The Black Path
- First edition (Swedish)
- Author: Åsa Larsson
- Original title: Svart stig
- Translator: Marlaine Delargy
- Language: Swedish
- Series: Rebecka Martinsson, #3
- Genre: Crime fiction
- Publisher: Albert Bonniers förlag (Swedish) Bantam Dell (English)
- Publication date: August 2006
- Publication place: Sweden
- Published in English: 2008
- Media type: Print (hardback & paperback)
- Pages: 423p. (Swedish) 384p. (English)
- ISBN: 9789100115906 (Swedish) 9780385341011 (English)
- Preceded by: The Blood Spilt
- Followed by: Until Thy Wrath be Past

= The Black Path (novel) =

2006 crime novel by Åsa Larsson

The Black Path (Svart stig, 2006) is a crime novel by Swedish writer Åsa Larsson, the third in the Rebecka Martinsson series. It was published in the US in 2008 in paperback by Bantam Dell, and in the UK in 2012 in hardcover by MacLehose Press.

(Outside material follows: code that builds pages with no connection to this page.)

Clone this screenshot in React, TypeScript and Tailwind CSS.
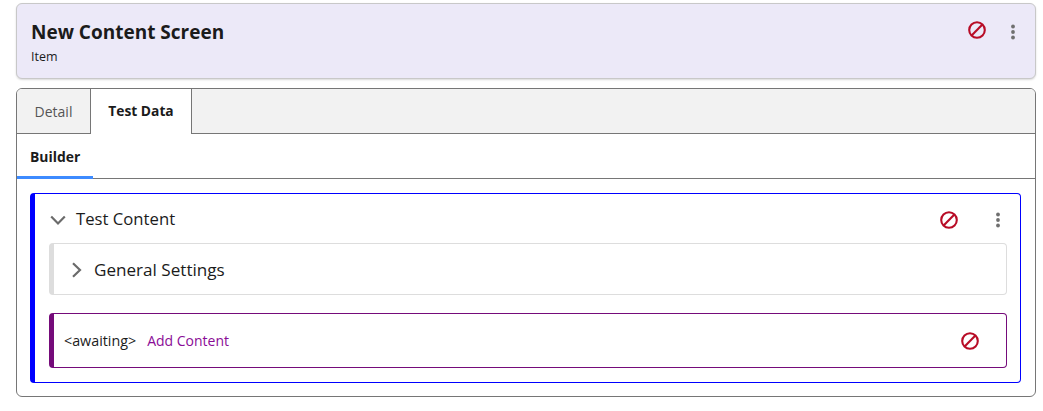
function BanIcon({ className }: { className?: string }) {
  return (
    <svg width="18" height="18" viewBox="0 0 18 18" fill="none" className={className}>
      <circle cx="9" cy="9" r="7.8" stroke="#b80c26" strokeWidth="2.1" />
      <path d="M14.4 3.6 L3.6 14.4" stroke="#b80c26" strokeWidth="2.1" />
    </svg>
  );
}

function DotsIcon() {
  return (
    <svg width="4" height="16" viewBox="0 0 4 16" fill="#6f6f6f">
      <circle cx="2" cy="2.5" r="1.9" />
      <circle cx="2" cy="8" r="1.9" />
      <circle cx="2" cy="13.5" r="1.9" />
    </svg>
  );
}

export default function App() {
  return (
    <div className="w-[1043px] h-[411px] bg-white pl-4 pr-2 pt-[3px] font-['Open_Sans',sans-serif] text-[#1b1b1b] overflow-hidden">
      {/* Item header */}
      <div className="w-[1020px] h-[76px] bg-[#ece9f8] border border-[#c8c8c8] rounded-md shadow-[0_1px_2px_rgba(0,0,0,0.15)] flex justify-between pl-[14px] pr-[20px]">
        <div className="pt-[14px]">
          <div className="text-[19px] leading-[28px] font-bold">New Content Screen</div>
          <div className="text-[12.5px] leading-[16px] mt-[3px]">Item</div>
        </div>
        <div className="flex items-start gap-[25px] pt-[17px]">
          <BanIcon />
          <div className="pt-[3px]"><DotsIcon /></div>
        </div>
      </div>

      {/* Tabbed panel */}
      <div className="w-[1020px] h-[309px] mt-[9px] border border-[#767676] rounded-md overflow-hidden">
        <div className="h-[45px] bg-[#f2f2f2] border-b border-[#767676] flex">
          <div className="w-[74px] h-[45px] border-r border-[#767676] flex items-center justify-center text-[14px] text-[#555555]">
            Detail
          </div>
          <div className="w-[101px] h-[45px] bg-white border-r border-[#767676] flex items-center justify-center text-[13.8px] font-bold">
            Test Data
          </div>
        </div>
        <div className="h-[45px] border-b border-[#767676]">
          <div className="w-[76px] h-[45px] border-b-[3px] border-[#3d8bff] flex items-center text-[13.9px] font-bold pl-[13px] pt-[4px]">
            Builder
          </div>
        </div>

        {/* Builder content */}
        <div className="pt-[14px] pl-[13px] pr-[14px]">
          <div className="h-[190px] border border-l-[5px] border-[#0000ff] rounded-[4px] pl-[14px] pr-[13px]">
            <div className="h-[49px] flex items-center">
              <svg width="16" height="11" viewBox="0 0 16 11" fill="none" className="ml-[1px] mt-[3px]">
                <path d="M1.2 1.5 L8 8.5 L14.8 1.5" stroke="#6b6b6b" strokeWidth="2.2" />
              </svg>
              <span className="text-[16.7px] ml-[10px]">Test Content</span>
              <BanIcon className="ml-auto mt-[2px]" />
              <div className="ml-[38px] mr-[7px] mt-[2px]"><DotsIcon /></div>
            </div>
            <div className="h-[52px] border border-l-[5px] border-[#dddddd] rounded-[4px] flex items-center pl-[17px]">
              <svg width="11" height="16" viewBox="0 0 11 16" fill="none" className="mt-[1px]">
                <path d="M2 1.2 L9 8 L2 14.8" stroke="#6b6b6b" strokeWidth="2.2" />
              </svg>
              <span className="text-[17.1px] ml-[12px] mt-[1px]">General Settings</span>
            </div>
            <div className="h-[55px] mt-[18px] border border-l-[5px] border-[#750b7a] rounded-[4px] flex items-center pl-[10px] pr-[27px]">
              <span className="text-[14.3px]">&lt;awaiting&gt;</span>
              <span className="text-[14px] text-[#8a0c96] ml-[11px]">Add Content</span>
              <BanIcon className="ml-auto mt-[1px]" />
            </div>
          </div>
        </div>
      </div>
    </div>
  );
}
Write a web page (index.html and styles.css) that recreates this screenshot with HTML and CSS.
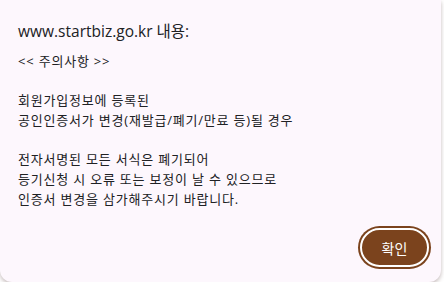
FILE: index.html
```html
<!DOCTYPE html>
<html lang="ko">

<head>
    <meta charset="UTF-8">
    <title>알림</title>
    <link rel="stylesheet" href="styles.css">
</head>

<body>
    <div class="dialogo">
        <div class="titulo">www.startbiz.go.kr 내용:</div>
        <div class="mensaje">
            <p class="aviso">&lt;&lt; 주의사항 &gt;&gt;</p>
            <p>회원가입정보에 등록된<br>공인인증서가 변경(재발급/폐기/만료 등)될 경우</p>
            <p>전자서명된 모든 서식은 폐기되어<br>등기신청 시 오류 또는 보정이 날 수 있으므로<br>인증서 변경을 삼가해주시기 바랍니다.</p>
        </div>
        <div class="botones">
            <button class="aceptar">확인</button>
        </div>
    </div>
</body>

</html>
```

FILE: styles.css
```css
body {
    margin: 0;
    background-color: #ffffff;
    font-family: "Open Sans", "Noto Sans CJK KR", sans-serif;
    color: #202124;
}

.dialogo {
    width: 441px;
    height: 282px;
    box-sizing: border-box;
    padding: 20px 12px 0 18px;
    background-color: #fdf7fd;
    border-radius: 0 0 12px 12px;
    box-shadow: 0 2px 4px rgba(90, 60, 60, 0.35);
    display: flex;
    flex-direction: column;
}

.titulo {
    font-size: 15.5px;
    line-height: 22px;
}

.mensaje {
    font-size: 13px;
    line-height: 20px;
    letter-spacing: 0.8px;
}

.mensaje p {
    margin: 0 0 19px 0;
}

.aviso {
    margin-top: 9px !important;
}

.botones {
    display: flex;
    justify-content: flex-end;
    margin-top: auto;
    padding-bottom: 19px;
}

.aceptar {
    width: 69px;
    height: 39px;
    border: 2px solid #ffffff;
    border-radius: 20px;
    box-shadow: 0 0 0 2px #7b431d;
    background-color: #7b431d;
    color: #ffffff;
    font-family: "Noto Sans CJK KR", sans-serif;
    font-size: 14px;
}
```
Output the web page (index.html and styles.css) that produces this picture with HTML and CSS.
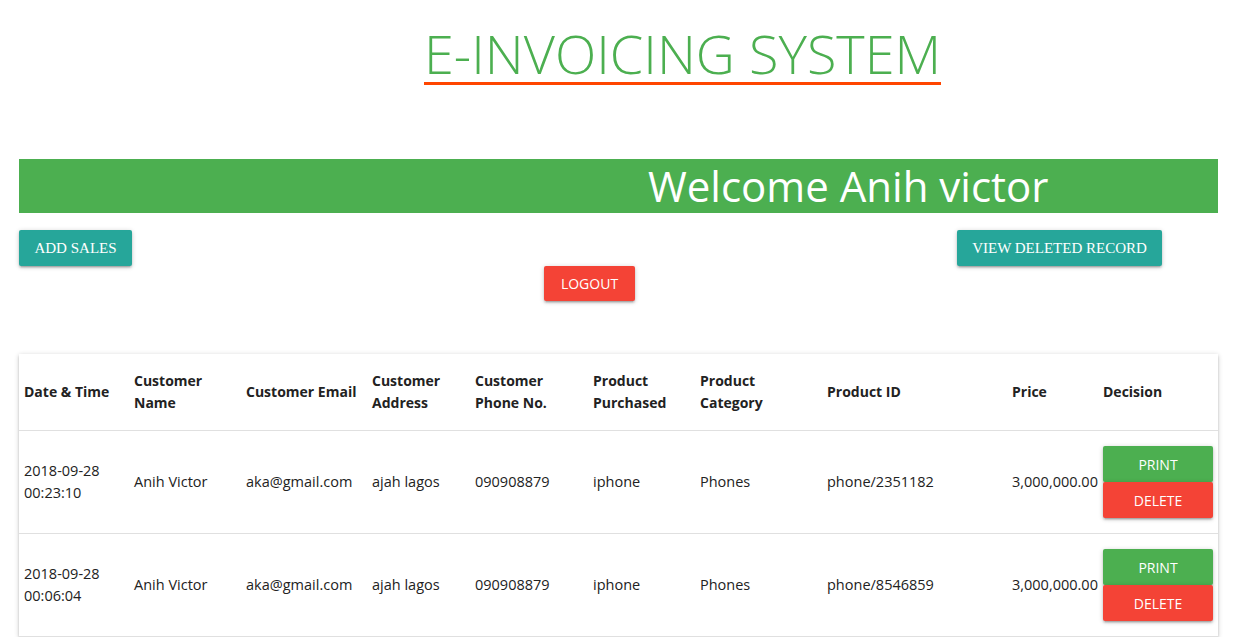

Irene Scobbie of Swedish Book Review states that the strength of the work is in the character portrayal and in the "authentic Lapland setting". She believes that several of the native Lapland characters have "an almost exotic flavour: an old woman with clairvoyant qualities, two peasant women with artistic gifts, and Killis’s young half-sister who embodies all these qualities and (less convincing in the final stages) becomes a kind of Pippi Longstocking figure as she takes on her half-brother’s enemies".